1.. _scipy-roadmap:
2
3SciPy Roadmap
4=============
5
6This roadmap page contains only the most important ideas and needs for SciPy
7going forward.  For a more detailed roadmap, including per-subpackage status,
8many more ideas, API stability and more, see :ref:`scipy-roadmap-detailed`.
9
10
11Support for distributed arrays and GPU arrays
12---------------------------------------------
13
14NumPy has split its API from its execution engine with
15``__array_function__`` and ``__array_ufunc__``.  This will enable parts of SciPy
16to accept distributed arrays (e.g. ``dask.array.Array``) and GPU arrays (e.g.
17``cupy.ndarray``) that implement the ``ndarray`` interface.  At the moment it is
18not yet clear which algorithms will work out of the box, and if there are
19significant performance gains when they do.  We want to create a map of which
20parts of the SciPy API work, and improve support over time.
21
22In addition to making use of NumPy protocols like ``__array_function__``, we can
23make use of these protocols in SciPy as well.  That will make it possible to
24(re)implement SciPy functions like, e.g., those in ``scipy.signal`` for Dask
25or GPU arrays (see
26`NEP 18 - use outside of NumPy <http://www.numpy.org/neps/nep-0018-array-function-protocol.html#use-outside-of-numpy>`__).  NumPy's features in this areas are still evolving,
27see e.g. `NEP 37 - A dispatch protocol for NumPy-like modules <https://numpy.org/neps/nep-0037-array-module.html>`__,
28and SciPy is an important "client" for those features.
29
30
31Performance improvements
32------------------------
33
34Speed improvements, lower memory usage and the ability to parallelize
35algorithms are beneficial to most science domains and use cases.  We have
36established an API design pattern for multiprocessing - using the ``workers``
37keyword - that can be adopted in many more functions.
38
39Enabling the use of an accelerator like Pythran, possibly via Transonic, and
40making it easier for users to use Numba's ``@njit`` in their code that relies
41on SciPy functionality would unlock a lot of performance gain.  That needs a
42strategy though, all solutions are still maturing (see for example
43`this overview <https://fluiddyn.bitbucket.io/transonic-vision.html>`__).
44
45Finally, many individual functions can be optimized for performance.
46``scipy.optimize`` and ``scipy.interpolate`` functions are particularly often
47requested in this respect.
48
49
50Statistics enhancements
51-----------------------
52
53The `scipy.stats` enhancements listed in the :ref:`scipy-roadmap-detailed` are of
54particularly high importance to the project.
55
56- Improve the options for fitting a probability distribution to data.

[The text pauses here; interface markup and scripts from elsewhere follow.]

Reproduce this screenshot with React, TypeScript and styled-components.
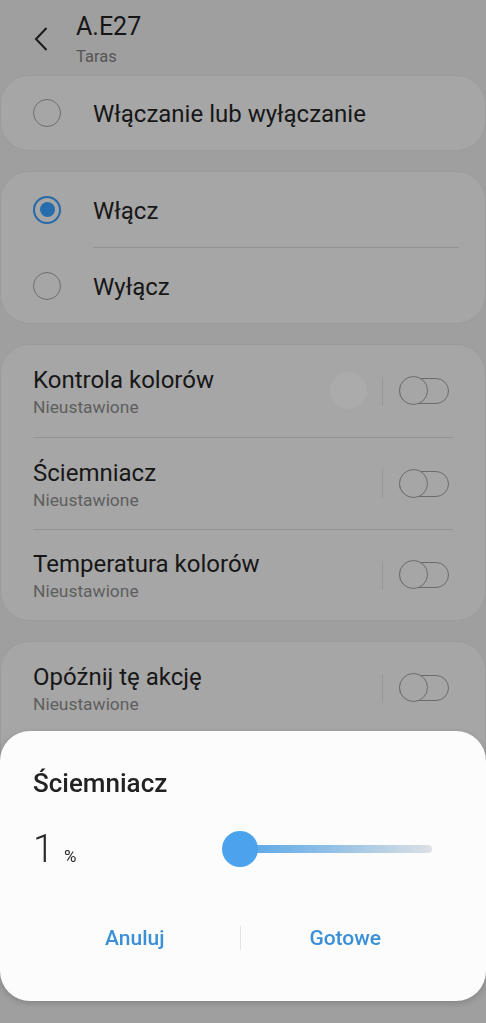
import styled, { createGlobalStyle } from "styled-components";

const GlobalStyle = createGlobalStyle`
  html, body {
    margin: 0;
    padding: 0;
    background: #9f9f9f;
    font-family: Roboto, "Noto Sans", sans-serif;
  }
`;

const Page = styled.div`
  min-height: 1023px;
  background: #9f9f9f;
  display: flex;
  flex-direction: column;
  gap: 22px;
  padding: 0 1px;
  overflow: hidden;
`;

const Header = styled.header`
  height: 76px;
  margin-bottom: -22px;
  display: flex;
  align-items: flex-start;
  padding: 12px 0 0 33px;
  box-sizing: border-box;
`;

const BackButton = styled.button`
  background: transparent;
  border: none;
  padding: 0;
  margin-top: 15px;
  width: 18px;
  height: 26px;
  display: flex;
  color: #1a1a1a;
`;

const TitleBlock = styled.div`
  margin-left: 24px;
  display: flex;
  flex-direction: column;
  gap: 6px;
`;

const Title = styled.div`
  font-size: 25px;
  line-height: 29px;
  color: #161616;
`;

const SubTitle = styled.div`
  font-size: 16.5px;
  line-height: 20px;
  color: #565656;
`;

const Card = styled.section`
  background: #a6a6a6;
  border-radius: 28px;
  display: flex;
  flex-direction: column;
  box-shadow: 0 0 0 1px rgba(0, 0, 0, 0.02);
`;

const RadioRow = styled.div<{ h: number }>`
  height: ${(p) => p.h}px;
  display: flex;
  align-items: center;
  padding-left: 32px;
  gap: 32px;
`;

const Radio = styled.span<{ checked?: boolean }>`
  width: 28px;
  height: 28px;
  box-sizing: border-box;
  border-radius: 50%;
  border: ${(p) => (p.checked ? "2px solid #286aa8" : "1.5px solid #6e6e6e")};
  display: flex;
  align-items: center;
  justify-content: center;
  &::after {
    content: "";
    display: ${(p) => (p.checked ? "block" : "none")};
    width: 15px;
    height: 15px;
    border-radius: 50%;
    background: #266dae;
  }
`;

const RowLabel = styled.span`
  font-size: 24px;
  color: #171717;
  padding-top: 2px;
`;

const Divider = styled.div<{ left: number; right: number }>`
  height: 1px;
  background: #929292;
  margin: 0 ${(p) => p.right}px 0 ${(p) => p.left}px;
`;

const SwitchRow = styled.div<{ h: number }>`
  position: relative;
  height: ${(p) => p.h}px;
  display: flex;
  align-items: center;
  padding: 0 36px 0 32px;
`;

const RowText = styled.div`
  flex: 1;
  display: flex;
  flex-direction: column;
  padding-top: 3px;
`;

const RowTitle = styled.div`
  font-size: 24px;
  line-height: 29px;
  color: #171717;
`;

const RowSub = styled.div`
  font-size: 17.4px;
  line-height: 24px;
  color: #5e5e5e;
`;

const Ripple = styled.span`
  position: absolute;
  left: 329px;
  top: 50%;
  margin-top: -19px;
  width: 37px;
  height: 37px;
  border-radius: 50%;
  background: rgba(255, 255, 255, 0.06);
`;

const VSep = styled.span`
  width: 1px;
  height: 29px;
  background: #979797;
  margin-right: 16px;
`;

const Switch = styled.span`
  position: relative;
  width: 50px;
  height: 26px;
  box-sizing: border-box;
  border: 1.5px solid #6c6c6c;
  border-radius: 13px;
  &::before {
    content: "";
    position: absolute;
    left: -1.5px;
    top: -3px;
    width: 29px;
    height: 29px;
    box-sizing: border-box;
    border-radius: 50%;
    border: 1.5px solid #6c6c6c;
    background: #a6a6a6;
  }
`;

const Sheet = styled.div`
  position: fixed;
  left: 0;
  right: 0;
  bottom: 22px;
  height: 270px;
  box-sizing: border-box;
  background: #fcfcfc;
  border-radius: 30px;
  box-shadow: 0 2px 6px rgba(0, 0, 0, 0.18);
  display: flex;
  flex-direction: column;
  padding: 37px 0 0;
`;

const SheetTitle = styled.div`
  font-size: 26px;
  line-height: 31px;
  font-weight: 500;
  color: #222;
  padding-left: 33px;
`;

const ValueRow = styled.div`
  margin-top: 32px;
  height: 36px;
  display: flex;
  align-items: center;
  justify-content: space-between;
  padding: 0 54px 0 33px;
`;

const Value = styled.div`
  display: flex;
  align-items: baseline;
  gap: 10px;
  color: #2a2a2a;
`;

const Big = styled.span`
  font-size: 38px;
  font-weight: 300;
  line-height: 36px;
`;

const Unit = styled.span`
  font-size: 17px;
`;

const Slider = styled.div`
  position: relative;
  width: 210px;
  height: 36px;
  display: flex;
  align-items: center;
`;

const Track = styled.div`
  margin-left: 18px;
  flex: 1;
  height: 8px;
  border-radius: 4px;
  background: linear-gradient(90deg, #55a6e8 0%, #8fbfe6 45%, #dde0e3 100%);
`;

const Thumb = styled.span`
  position: absolute;
  left: 0;
  top: 0;
  width: 36px;
  height: 36px;
  border-radius: 50%;
  background: #4aa3ec;
`;

const Buttons = styled.div`
  margin-top: 46px;
  height: 50px;
  display: grid;
  grid-template-columns: 1fr 1px 1fr;
  align-items: center;
  padding: 0 36px 0 30px;
`;

const TextButton = styled.button`
  background: transparent;
  border: none;
  font-family: Roboto, "Noto Sans", sans-serif;
  font-size: 21px;
  font-weight: 500;
  color: #3b8fd6;
  padding: 0;
`;

const BtnSep = styled.span`
  height: 24px;
  background: #e4e4e4;
`;

const toggles = [
  { title: "Kontrola kolorów", h: 92, ripple: true },
  { title: "Ściemniacz", h: 91 },
  { title: "Temperatura kolorów", h: 90 },
];

export default function App() {
  return (
    <>
      <GlobalStyle />
      <Page>
        <Header>
          <BackButton aria-label="Wstecz">
            <svg width="14" height="24" viewBox="0 0 14 24" fill="none">
              <path d="M12.5 1 L2 12 L12.5 23" stroke="#1a1a1a" strokeWidth="2" />
            </svg>
          </BackButton>
          <TitleBlock>
            <Title>A.E27</Title>
            <SubTitle>Taras</SubTitle>
          </TitleBlock>
        </Header>

        <Card>
          <RadioRow h={74}>
            <Radio />
            <RowLabel>Włączanie lub wyłączanie</RowLabel>
          </RadioRow>
        </Card>

        <Card>
          <RadioRow h={75}>
            <Radio checked />
            <RowLabel>Włącz</RowLabel>
          </RadioRow>
          <Divider left={92} right={26} />
          <RadioRow h={75}>
            <Radio />
            <RowLabel>Wyłącz</RowLabel>
          </RadioRow>
        </Card>

        <Card>
          {toggles.map((t, i) => (
            <div key={t.title}>
              {i > 0 && <Divider left={32} right={32} />}
              <SwitchRow h={t.h}>
                <RowText>
                  <RowTitle>{t.title}</RowTitle>
                  <RowSub>Nieustawione</RowSub>
                </RowText>
                {t.ripple && <Ripple />}
                <VSep />
                <Switch />
              </SwitchRow>
            </div>
          ))}
        </Card>

        <Card>
          <SwitchRow h={92}>
            <RowText>
              <RowTitle>Opóźnij tę akcję</RowTitle>
              <RowSub>Nieustawione</RowSub>
            </RowText>
            <VSep />
            <Switch />
          </SwitchRow>
          <Divider left={32} right={32} />
          <SwitchRow h={92} />
        </Card>

        <Sheet>
          <SheetTitle>Ściemniacz</SheetTitle>
          <ValueRow>
            <Value>
              <Big>1</Big>
              <Unit>%</Unit>
            </Value>
            <Slider>
              <Track />
              <Thumb />
            </Slider>
          </ValueRow>
          <Buttons>
            <TextButton>Anuluj</TextButton>
            <BtnSep />
            <TextButton>Gotowe</TextButton>
          </Buttons>
        </Sheet>
      </Page>
    </>
  );
}
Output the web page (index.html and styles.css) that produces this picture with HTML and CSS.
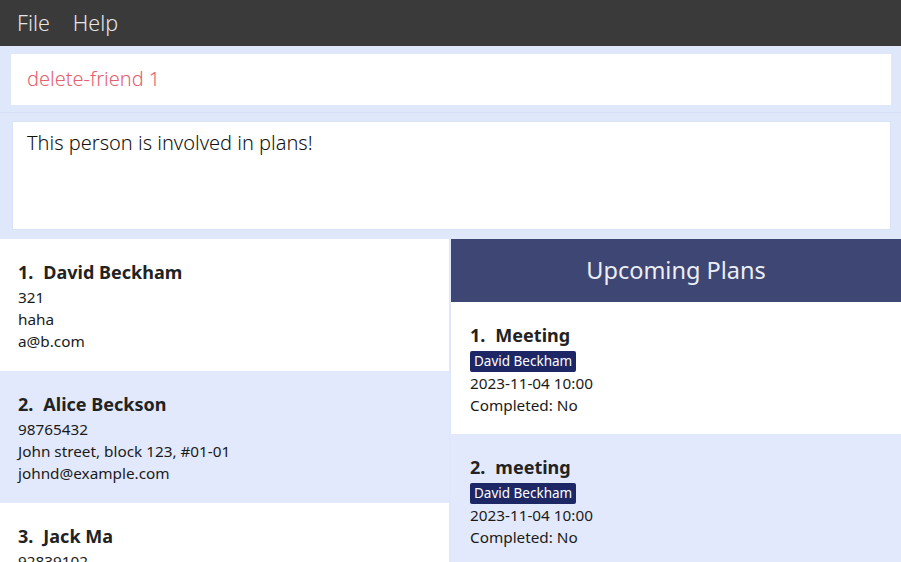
FILE: index.html
```html
<!DOCTYPE html>
<html>
<head>
<meta charset="utf-8">
<link rel="stylesheet" href="styles.css">
</head>
<body>
<div class="app">
  <nav class="menubar">
    <span class="menu-item">File</span>
    <span class="menu-item">Help</span>
  </nav>
  <div class="command-wrap">
    <div class="command-box">delete-friend 1</div>
  </div>
  <div class="result-wrap">
    <div class="result-box">This person is involved in plans!</div>
  </div>
  <div class="panes">
    <div class="list persons">
      <div class="card">
        <div class="name"><span class="idx">1.</span>David Beckham</div>
        <div class="line">321</div>
        <div class="line">haha</div>
        <div class="line">a@b.com</div>
      </div>
      <div class="card alt">
        <div class="name"><span class="idx">2.</span>Alice Beckson</div>
        <div class="line">98765432</div>
        <div class="line">John street, block 123, #01-01</div>
        <div class="line">johnd@example.com</div>
      </div>
      <div class="card">
        <div class="name"><span class="idx">3.</span>Jack Ma</div>
        <div class="line">92839102</div>
        <div class="line">Some street</div>
        <div class="line">jack@example.com</div>
      </div>
    </div>
    <div class="list plans">
      <div class="plans-header">Upcoming Plans</div>
      <div class="card">
        <div class="name"><span class="idx">1.</span>Meeting</div>
        <div class="tags"><span class="tag">David Beckham</span></div>
        <div class="line">2023-11-04 10:00</div>
        <div class="line">Completed: No</div>
      </div>
      <div class="card alt">
        <div class="name"><span class="idx">2.</span>meeting</div>
        <div class="tags"><span class="tag">David Beckham</span></div>
        <div class="line">2023-11-04 10:00</div>
        <div class="line">Completed: No</div>
      </div>
    </div>
  </div>
</div>
</body>
</html>
```
FILE: styles.css
```css
html, body {
  margin: 0;
  padding: 0;
  height: 100%;
  overflow: hidden;
}
body {
  font-family: "Noto Sans", "Open Sans", sans-serif;
  background: #dfe8fb;
  color: #222;
}
.app {
  display: flex;
  flex-direction: column;
  height: 562px;
}
.menubar {
  height: 46px;
  background: #3a3a3a;
  display: flex;
  align-items: center;
  padding-left: 17px;
  gap: 23px;
  box-sizing: border-box;
}
.menu-item {
  color: #e6e6e6;
  font-size: 21.5px;
  font-weight: 300;
  padding-bottom: 1px;
}
.command-wrap {
  padding: 8px 10px 4px 11px;
}
.command-box {
  background: #fff;
  height: 51px;
  box-sizing: border-box;
  padding: 11px 0 0 16px;
  font-size: 20px;
  font-weight: 300;
  color: #e4606e;
}
.result-wrap {
  margin-top: 3px;
  border-top: 1px solid #d6e1f7;
  padding: 8px 10px 9px 12px;
}
.result-box {
  background: #fff;
  border: 1px solid #d8e3f8;
  height: 109px;
  box-sizing: border-box;
  padding: 7px 0 0 14px;
  font-size: 20px;
  font-weight: 300;
  color: #111;
}
.panes {
  flex: 1;
  display: flex;
  gap: 2px;
  overflow: hidden;
}
.list {
  background: #fff;
  overflow: hidden;
}
.persons {
  width: 449px;
}
.plans {
  flex: 1;
}
.plans-header {
  height: 63px;
  background: #3e4773;
  color: #eceef6;
  font-size: 23.5px;
  display: flex;
  align-items: center;
  justify-content: center;
  padding-bottom: 2px;
  box-sizing: border-box;
}
.card {
  height: 132px;
  box-sizing: border-box;
  padding: 20px 0 0 18px;
  background: #fff;
}
.plans .card {
  padding-left: 19px;
}
.card.alt {
  background: #e3e9fc;
}
.name {
  font-size: 18px;
  font-weight: 700;
  color: #222;
  line-height: 26px;
  margin-bottom: 1px;
}
.idx {
  margin-right: 10px;
}
.line {
  font-size: 15.3px;
  line-height: 22px;
  color: #1a1a1a;
}
.tags {
  display: flex;
  line-height: 0;
}
.tag {
  background: #1d2766;
  color: #fff;
  font-size: 13.5px;
  line-height: 21px;
  padding: 0 4px;
  border-radius: 2px;
  margin: 2px 0 0;
}
```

57- Expand the set of hypothesis tests.  In particular, include all the basic
58  variations of analysis of variance.
59- Add confidence intervals for all statistical tests.
60
61
62Support for more hardware platforms
63-----------------------------------
64
65SciPy now has continuous integration for ARM64 (or ``aarch64``) and POWER8/9
66(or ``ppc64le``), and binaries are available via
67`Miniforge <https://github.com/conda-forge/miniforge>`__.  Wheels on PyPI for
68these platforms are now also possible (with the ``manylinux2014`` standard),
69and requests for those are becoming more frequent.
70
71Additionally, having IBM Z (or ``s390x``) in CI is now possible with TravisCI
72but not yet done - and ``manylinux2014`` wheels for that platform are also
73possible then.  Finally, resolving open AIX build issues would help users.
74
75
76Implement sparse arrays in addition to sparse matrices
77------------------------------------------------------
78
79The sparse matrix formats are mostly feature-complete, however the main issue
80is that they act like ``numpy.matrix`` (which will be deprecated in NumPy at
81some point).  What we want is sparse *arrays* that act like ``numpy.ndarray``.
82This is being worked on in https://github.com/pydata/sparse, which is quite far
83along.  The tentative plan is:
84
85- Start depending on ``pydata/sparse`` once it's feature-complete enough (it
86  still needs a CSC/CSR equivalent) and okay performance-wise.
87- Indicate in the documentation that for new code users should prefer
88  ``pydata/sparse`` over sparse matrices.
89- When NumPy deprecates ``numpy.matrix``, vendor that or maintain it as a
90  stand-alone package.
91